Jan Miller, owner of Jan’s Village Pizza, would like to say that everything that could be considered paranormal activity is coincidental. Yet, it’s hard for her to be sure when the abnormal becomes a normal occurrence in the building housing her Westfield pizzeria at Union Street and U.S. 32.

“I question myself on that sometimes, you know,” Miller said with a sigh. “We’ve just had strange occurrences.”

Jan and her husband, Steve Miller, opened the pizza parlor in downtown Westfield about 12 years ago, as an expansion of their business in Sheridan.

The history of the building is hard to trace. It was thought that before Pickett’s Cafeteria, the building used to be Thunderburg’s Grocery store. It’s a local legend that the upstairs also could have been a brothel or linked with the Underground Railroad.

The building is old. Rafters found in the basement of the corner restaurant were dated to the pre-civil war period. It is still up for question whether the rafters used to be a part of the building or not.

“Whether they were the original rafters put in that building, or used to build a building that came from somewhere else, no one seems to know,” said Miller. “It is old and historic.”

The Millers laugh occurrences off, most of the time. They’ve never felt threatened, and sometimes jokingly blame the happenings on the ghost of the late owner of the Pickett Cafeteria. Yet some things have happened that they can’t ignore.

One Halloween, FOX 59 was doing a program on “spooky things.” The program was filmed, but the real shock came after the videotaping was over.

At the time there was a stubborn door that led upstairs to the storage unit. Miller said it always took a tremendous effort to shut the door. But this time, when all the reporters had filed out through the door, it just slammed shut behind the last reporter.

“There was no way,” she said. “You had to physically push it hard to get it to rub against that sidewalk and make it close; and it just slammed shut. [The reporter] refused to go back up to get her equipment.”

That was just one example of the activity that goes on in the building.
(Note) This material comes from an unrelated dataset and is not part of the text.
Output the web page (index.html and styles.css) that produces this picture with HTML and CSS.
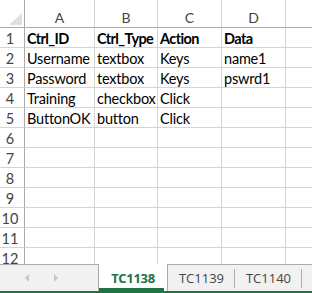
FILE: index.html
```html
<!DOCTYPE html>
<html>
<head>
<meta charset="utf-8">
<link rel="stylesheet" href="styles.css">
</head>
<body>
<div class="app">
  <div class="sheet">
    <div class="grid">
      <div class="corner"><span class="tri"></span></div>
      <div class="ch">A</div><div class="ch">B</div><div class="ch">C</div><div class="ch">D</div><div class="ch last"></div>

      <div class="rh">1</div><div class="c b">Ctrl_ID</div><div class="c b">Ctrl_Type</div><div class="c b">Action</div><div class="c b">Data</div><div class="c"></div>
      <div class="rh">2</div><div class="c">Username</div><div class="c">textbox</div><div class="c">Keys</div><div class="c">name1</div><div class="c"></div>
      <div class="rh">3</div><div class="c">Password</div><div class="c">textbox</div><div class="c">Keys</div><div class="c">pswrd1</div><div class="c"></div>
      <div class="rh">4</div><div class="c">Training</div><div class="c">checkbox</div><div class="c">Click</div><div class="c"></div><div class="c"></div>
      <div class="rh">5</div><div class="c">ButtonOK</div><div class="c">button</div><div class="c">Click</div><div class="c"></div><div class="c"></div>
      <div class="rh">6</div><div class="c"></div><div class="c"></div><div class="c"></div><div class="c"></div><div class="c"></div>
      <div class="rh">7</div><div class="c"></div><div class="c"></div><div class="c"></div><div class="c"></div><div class="c"></div>
      <div class="rh">8</div><div class="c"></div><div class="c"></div><div class="c"></div><div class="c"></div><div class="c"></div>
      <div class="rh">9</div><div class="c"></div><div class="c"></div><div class="c"></div><div class="c"></div><div class="c"></div>
      <div class="rh">10</div><div class="c"></div><div class="c"></div><div class="c"></div><div class="c"></div><div class="c"></div>
      <div class="rh">11</div><div class="c"></div><div class="c"></div><div class="c"></div><div class="c"></div><div class="c"></div>
      <div class="rh">12</div><div class="c"></div><div class="c"></div><div class="c"></div><div class="c"></div><div class="c"></div>
    </div>
  </div>
  <div class="tabbar">
    <div class="nav">
      <span class="arrow left"></span>
      <span class="arrow right"></span>
    </div>
    <div class="tab active"><span>TC1138</span></div>
    <div class="tab"><span>TC1139</span></div>
    <div class="tab"><span>TC1140</span></div>
    <div class="rest"></div>
  </div>
</div>
</body>
</html>
```

FILE: styles.css
```css
* { box-sizing: border-box; }
html, body { margin: 0; padding: 0; background: #fff; }
.app {
  width: 312px;
  height: 293px;
  display: flex;
  flex-direction: column;
  overflow: hidden;
  font-family: Lato, "Liberation Sans", sans-serif;
}
.sheet {
  height: 264px;
  overflow: hidden;
  flex: none;
}
.grid {
  display: grid;
  grid-template-columns: 25px 70px 63px 64px 64px 40px;
  grid-template-rows: 28px repeat(12, 20px);
}
.corner {
  position: relative;
  border-right: 1px solid #ababab;
  border-bottom: 1px solid #ababab;
}
.tri {
  position: absolute;
  right: 2px;
  bottom: 2px;
  width: 0;
  height: 0;
  border-left: 13px solid transparent;
  border-bottom: 12px solid #dfdfdf;
}
.ch {
  border-right: 1px solid #d4d4d4;
  border-bottom: 1px solid #ababab;
  color: #444;
  font-size: 14px;
  text-align: center;
  line-height: 1;
  padding-top: 11px;
}
.ch.last { border-right: none; }
.rh {
  border-right: 1px solid #ababab;
  border-bottom: 1px solid #d4d4d4;
  color: #444;
  font-size: 14.5px;
  text-align: center;
  padding-right: 4px;
  line-height: 1;
  padding-top: 4px;
}
.c {
  border-right: 1px solid #d4d4d4;
  border-bottom: 1px solid #d4d4d4;
  color: #000;
  font-size: 14.5px;
  line-height: 1;
  padding-top: 4px;
  padding-left: 2px;
  white-space: nowrap;
  overflow: visible;
  letter-spacing: -0.2px;
}
.c.b { font-weight: bold; letter-spacing: -0.6px; }

.tabbar {
  height: 29px;
  flex: none;
  display: flex;
  background: #f1f1f1;
  border-bottom: 2px solid #217346;
  font-family: "Open Sans", "Noto Sans", sans-serif;
  font-size: 13px;
}
.nav {
  width: 99px;
  border-top: 1px solid #ababab;
  border-right: 1px solid #ababab;
  display: flex;
  align-items: center;
  padding-left: 25px;
  gap: 25px;
}
.arrow {
  width: 0;
  height: 0;
  border-top: 4px solid transparent;
  border-bottom: 4px solid transparent;
}
.arrow.left { border-right: 4px solid #c6c6c6; }
.arrow.right { border-left: 4px solid #c6c6c6; }
.tab {
  width: 67px;
  border-top: 1px solid #ababab;
  position: relative;
  display: flex;
  justify-content: center;
  padding-top: 4px;
  color: #444;
}
.tab + .tab::after {
  content: "";
  position: absolute;
  right: 0;
  top: 4px;
  height: 19px;
  border-right: 1px solid #ababab;
}
.tab.active {
  width: 69px;
  background: #fff;
  border-top: none;
  border-right: 1px solid #ababab;
  color: #217346;
  font-weight: bold;
  padding-top: 5px;
  letter-spacing: -0.3px;
}
.tab.active::before {
  content: "";
  position: absolute;
  left: 0;
  right: 3px;
  bottom: 0;
  height: 3px;
  background: #217346;
}
.rest {
  flex: 1;
  border-top: 1px solid #ababab;
}
```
Nicole Kobrowski, who conducts historic ghost walks through Westfield, has talked with young ladies who worked at Jan’s Village Pizza. Some of the girls would be alone in the building and hear fingers snapping or their names being called.

“One girl, I recall, was a target,” said Kobrowski. “She said she would feel someone blowing on her neck or touch her hand.”

Kobrowski, along with her husband, Michael, conducted an investigation on Jan’s Village Pizza several years ago. While they believe in the paranormal, they conduct their research and investigations with a commonsense approach.

Equipped with cameras, heat sensors and other ghost-detecting technology, the Kobrowski team went upstairs and in the basement of the building. Based on their findings, the team thought they had discovered some “real hot spots.”

Kobrowski recently published the book “Ghosts of Westfield.” Miller, who has read the book, says it is a compelling read as it rehearses ghost stories linked with the history of Westfield.

“I believe when we die we go; we’re gone,” she said. “But [the Kobrowskis]say there’s a lot of energy forces that are proving something is there. I don’t know how you explain that. It’s one of those supernatural things.”